--- begin ---

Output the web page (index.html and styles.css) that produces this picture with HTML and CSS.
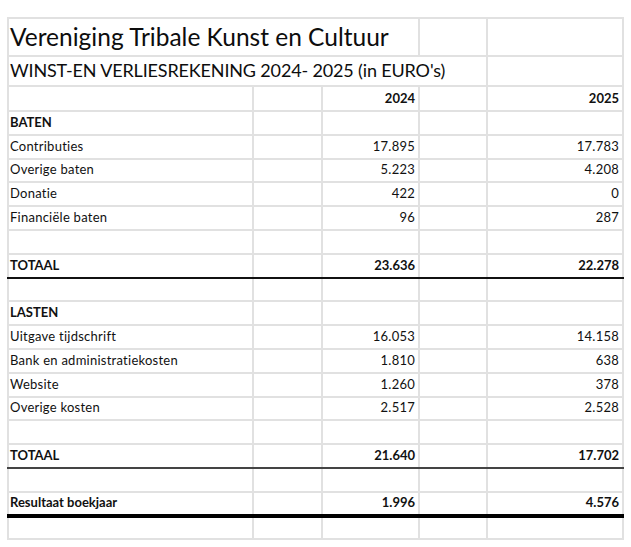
FILE: index.html
```html
<!DOCTYPE html>
<html lang="nl">
<head>
<meta charset="utf-8">
<title>Vereniging Tribale Kunst en Cultuur</title>
<link rel="stylesheet" href="styles.css">
</head>
<body>
<table class="sheet">
  <colgroup>
    <col class="c1"><col class="c2"><col class="c3"><col class="c4"><col class="c5">
  </colgroup>
  <tr class="r-title">
    <td colspan="3" class="title">Vereniging Tribale Kunst en Cultuur</td>
    <td></td><td></td>
  </tr>
  <tr class="r-sub">
    <td colspan="4" class="subtitle">WINST-EN VERLIESREKENING 2024- 2025 (in EURO's)</td>
    <td></td>
  </tr>
  <tr class="r-head">
    <td></td><td></td><td class="num b">2024</td><td></td><td class="num b">2025</td>
  </tr>
  <tr><td class="b">BATEN</td><td></td><td></td><td></td><td></td></tr>
  <tr><td>Contributies</td><td></td><td class="num">17.895</td><td></td><td class="num">17.783</td></tr>
  <tr><td>Overige baten</td><td></td><td class="num">5.223</td><td></td><td class="num">4.208</td></tr>
  <tr><td>Donatie</td><td></td><td class="num">422</td><td></td><td class="num">0</td></tr>
  <tr><td>Financiële baten</td><td></td><td class="num">96</td><td></td><td class="num">287</td></tr>
  <tr><td></td><td></td><td></td><td></td><td></td></tr>
  <tr class="total"><td class="b">TOTAAL</td><td></td><td class="num b">23.636</td><td></td><td class="num b">22.278</td></tr>
  <tr><td></td><td></td><td></td><td></td><td></td></tr>
  <tr><td class="b">LASTEN</td><td></td><td></td><td></td><td></td></tr>
  <tr><td>Uitgave tijdschrift</td><td></td><td class="num">16.053</td><td></td><td class="num">14.158</td></tr>
  <tr><td>Bank en administratiekosten</td><td></td><td class="num">1.810</td><td></td><td class="num">638</td></tr>
  <tr><td>Website</td><td></td><td class="num">1.260</td><td></td><td class="num">378</td></tr>
  <tr><td>Overige kosten</td><td></td><td class="num">2.517</td><td></td><td class="num">2.528</td></tr>
  <tr><td></td><td></td><td></td><td></td><td></td></tr>
  <tr class="total2"><td class="b">TOTAAL</td><td></td><td class="num b">21.640</td><td></td><td class="num b">17.702</td></tr>
  <tr><td></td><td></td><td></td><td></td><td></td></tr>
  <tr class="result"><td class="b">Resultaat boekjaar</td><td></td><td class="num b">1.996</td><td></td><td class="num b">4.576</td></tr>
  <tr><td></td><td></td><td></td><td></td><td></td></tr>
</table>
</body>
</html>
```
FILE: styles.css
```css
html, body {
  margin: 0;
  padding: 0;
  background: #ffffff;
}
body {
  font-family: Lato, "Open Sans", sans-serif;
  color: #111111;
}
.sheet {
  border-collapse: collapse;
  table-layout: fixed;
  margin: 17px 0 0 7px;
  width: 615px;
}
.c1 { width: 245px; }
.c2 { width: 69px; }
.c3 { width: 97px; }
.c4 { width: 68px; }
.c5 { width: 136px; }
.sheet td {
  border: 2px solid #e1e1e1;
  padding: 0 3px 5px 1px;
  vertical-align: bottom;
  font-size: 13px;
  line-height: 14px;
  letter-spacing: 0.25px;
  white-space: nowrap;
  overflow: visible;
}
.sheet tr { height: 23.8px; }
.sheet .r-title { height: 38px; }
.sheet .r-sub { height: 30px; }
.sheet .r-head { height: 25px; }
.sheet td.title {
  font-size: 24.5px;
  line-height: 26px;
  letter-spacing: 0;
  padding-bottom: 5px;
  color: #0d0d0d;
}
.sheet td.subtitle {
  font-size: 18px;
  line-height: 22px;
  letter-spacing: -0.15px;
  padding-bottom: 4px;
  color: #0d0d0d;
}
.sheet td.b {
  font-weight: 700;
  letter-spacing: 0;
}
.num { text-align: right; }
.total td {
  border-top: 2px solid #111;
  border-bottom: 2px solid #111;
}
.total2 td {
  border-top: 2px solid #111;
  border-bottom: 2px solid #444;
}
.result td {
  border-top: 2px solid #111;
  border-bottom: 4px solid #000;
}
```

--- end ---

→ WORK TO BE COMPLETED: Set down all the data again exactly as above, pictures excluded.

→ WRITTEN ANSWER:
Output the web page (index.html and styles.css) that produces this picture with HTML and CSS.
FILE: index.html
```html
<!DOCTYPE html>
<html lang="nl">
<head>
<meta charset="utf-8">
<title>Vereniging Tribale Kunst en Cultuur</title>
<link rel="stylesheet" href="styles.css">
</head>
<body>
<table class="sheet">
  <colgroup>
    <col class="c1"><col class="c2"><col class="c3"><col class="c4"><col class="c5">
  </colgroup>
  <tr class="r-title">
    <td colspan="3" class="title">Vereniging Tribale Kunst en Cultuur</td>
    <td></td><td></td>
  </tr>
  <tr class="r-sub">
    <td colspan="4" class="subtitle">WINST-EN VERLIESREKENING 2024- 2025 (in EURO's)</td>
    <td></td>
  </tr>
  <tr class="r-head">
    <td></td><td></td><td class="num b">2024</td><td></td><td class="num b">2025</td>
  </tr>
  <tr><td class="b">BATEN</td><td></td><td></td><td></td><td></td></tr>
  <tr><td>Contributies</td><td></td><td class="num">17.895</td><td></td><td class="num">17.783</td></tr>
  <tr><td>Overige baten</td><td></td><td class="num">5.223</td><td></td><td class="num">4.208</td></tr>
  <tr><td>Donatie</td><td></td><td class="num">422</td><td></td><td class="num">0</td></tr>
  <tr><td>Financiële baten</td><td></td><td class="num">96</td><td></td><td class="num">287</td></tr>
  <tr><td></td><td></td><td></td><td></td><td></td></tr>
  <tr class="total"><td class="b">TOTAAL</td><td></td><td class="num b">23.636</td><td></td><td class="num b">22.278</td></tr>
  <tr><td></td><td></td><td></td><td></td><td></td></tr>
  <tr><td class="b">LASTEN</td><td></td><td></td><td></td><td></td></tr>
  <tr><td>Uitgave tijdschrift</td><td></td><td class="num">16.053</td><td></td><td class="num">14.158</td></tr>
  <tr><td>Bank en administratiekosten</td><td></td><td class="num">1.810</td><td></td><td class="num">638</td></tr>
  <tr><td>Website</td><td></td><td class="num">1.260</td><td></td><td class="num">378</td></tr>
  <tr><td>Overige kosten</td><td></td><td class="num">2.517</td><td></td><td class="num">2.528</td></tr>
  <tr><td></td><td></td><td></td><td></td><td></td></tr>
  <tr class="total2"><td class="b">TOTAAL</td><td></td><td class="num b">21.640</td><td></td><td class="num b">17.702</td></tr>
  <tr><td></td><td></td><td></td><td></td><td></td></tr>
  <tr class="result"><td class="b">Resultaat boekjaar</td><td></td><td class="num b">1.996</td><td></td><td class="num b">4.576</td></tr>
  <tr><td></td><td></td><td></td><td></td><td></td></tr>
</table>
</body>
</html>
```
FILE: styles.css
```css
html, body {
  margin: 0;
  padding: 0;
  background: #ffffff;
}
body {
  font-family: Lato, "Open Sans", sans-serif;
  color: #111111;
}
.sheet {
  border-collapse: collapse;
  table-layout: fixed;
  margin: 17px 0 0 7px;
  width: 615px;
}
.c1 { width: 245px; }
.c2 { width: 69px; }
.c3 { width: 97px; }
.c4 { width: 68px; }
.c5 { width: 136px; }
.sheet td {
  border: 2px solid #e1e1e1;
  padding: 0 3px 5px 1px;
  vertical-align: bottom;
  font-size: 13px;
  line-height: 14px;
  letter-spacing: 0.25px;
  white-space: nowrap;
  overflow: visible;
}
.sheet tr { height: 23.8px; }
.sheet .r-title { height: 38px; }
.sheet .r-sub { height: 30px; }
.sheet .r-head { height: 25px; }
.sheet td.title {
  font-size: 24.5px;
  line-height: 26px;
  letter-spacing: 0;
  padding-bottom: 5px;
  color: #0d0d0d;
}
.sheet td.subtitle {
  font-size: 18px;
  line-height: 22px;
  letter-spacing: -0.15px;
  padding-bottom: 4px;
  color: #0d0d0d;
}
.sheet td.b {
  font-weight: 700;
  letter-spacing: 0;
}
.num { text-align: right; }
.total td {
  border-top: 2px solid #111;
  border-bottom: 2px solid #111;
}
.total2 td {
  border-top: 2px solid #111;
  border-bottom: 2px solid #444;
}
.result td {
  border-top: 2px solid #111;
  border-bottom: 4px solid #000;
}
```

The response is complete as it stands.